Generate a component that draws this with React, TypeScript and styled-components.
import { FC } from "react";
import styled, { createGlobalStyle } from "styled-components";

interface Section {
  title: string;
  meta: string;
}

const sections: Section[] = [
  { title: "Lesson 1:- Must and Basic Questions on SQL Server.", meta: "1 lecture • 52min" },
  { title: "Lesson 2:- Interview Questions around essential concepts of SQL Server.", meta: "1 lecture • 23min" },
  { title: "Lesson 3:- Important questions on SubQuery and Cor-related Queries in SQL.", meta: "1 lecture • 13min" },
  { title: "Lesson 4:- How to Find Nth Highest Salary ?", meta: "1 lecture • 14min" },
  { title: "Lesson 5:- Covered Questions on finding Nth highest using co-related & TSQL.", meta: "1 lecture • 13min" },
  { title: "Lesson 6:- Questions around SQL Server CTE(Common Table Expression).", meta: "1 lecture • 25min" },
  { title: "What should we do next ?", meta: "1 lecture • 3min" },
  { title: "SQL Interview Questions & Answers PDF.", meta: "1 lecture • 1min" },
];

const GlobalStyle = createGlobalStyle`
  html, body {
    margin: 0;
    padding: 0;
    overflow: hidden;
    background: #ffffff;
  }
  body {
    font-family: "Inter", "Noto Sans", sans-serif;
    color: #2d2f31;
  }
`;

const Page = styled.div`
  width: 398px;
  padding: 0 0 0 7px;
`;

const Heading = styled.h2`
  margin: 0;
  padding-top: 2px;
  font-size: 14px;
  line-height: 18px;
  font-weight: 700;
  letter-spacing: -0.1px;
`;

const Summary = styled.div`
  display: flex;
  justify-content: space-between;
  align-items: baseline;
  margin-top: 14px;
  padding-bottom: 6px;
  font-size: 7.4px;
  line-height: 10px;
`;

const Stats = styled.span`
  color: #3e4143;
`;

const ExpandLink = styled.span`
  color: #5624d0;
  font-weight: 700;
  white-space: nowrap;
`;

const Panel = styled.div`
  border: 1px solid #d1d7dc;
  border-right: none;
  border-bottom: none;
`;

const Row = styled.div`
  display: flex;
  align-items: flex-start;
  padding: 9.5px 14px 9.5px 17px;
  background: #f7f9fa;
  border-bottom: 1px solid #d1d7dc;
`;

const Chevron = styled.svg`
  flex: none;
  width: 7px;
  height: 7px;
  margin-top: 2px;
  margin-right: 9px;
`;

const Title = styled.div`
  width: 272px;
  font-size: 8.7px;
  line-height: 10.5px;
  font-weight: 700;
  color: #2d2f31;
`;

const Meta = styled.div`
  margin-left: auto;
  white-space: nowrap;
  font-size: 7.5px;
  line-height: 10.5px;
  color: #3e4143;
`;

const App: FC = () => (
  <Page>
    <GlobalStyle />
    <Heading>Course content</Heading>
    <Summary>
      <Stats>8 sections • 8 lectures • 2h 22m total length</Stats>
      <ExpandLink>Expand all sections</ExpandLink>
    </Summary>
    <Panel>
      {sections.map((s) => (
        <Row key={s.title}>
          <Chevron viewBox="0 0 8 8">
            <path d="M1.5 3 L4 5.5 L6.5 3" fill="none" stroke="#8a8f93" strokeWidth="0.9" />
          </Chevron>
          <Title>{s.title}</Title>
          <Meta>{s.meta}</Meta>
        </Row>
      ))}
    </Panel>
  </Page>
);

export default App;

==

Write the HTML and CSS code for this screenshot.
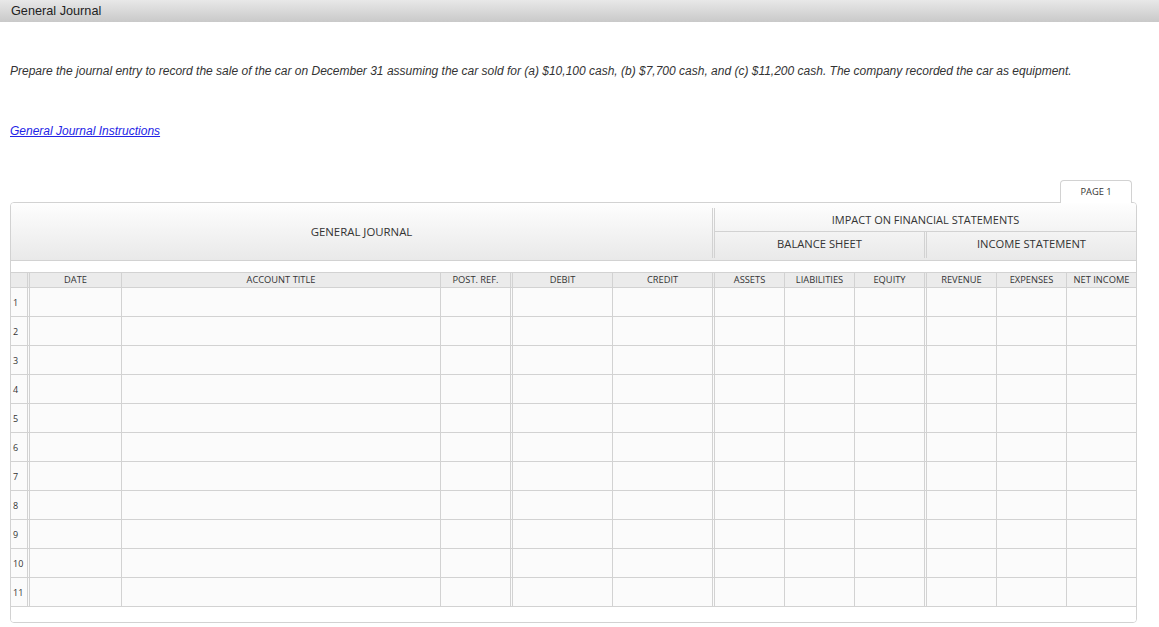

Problem to work on >>
Report how many lines of the data hold the string "this"; give only the number.

Problem solution >>
2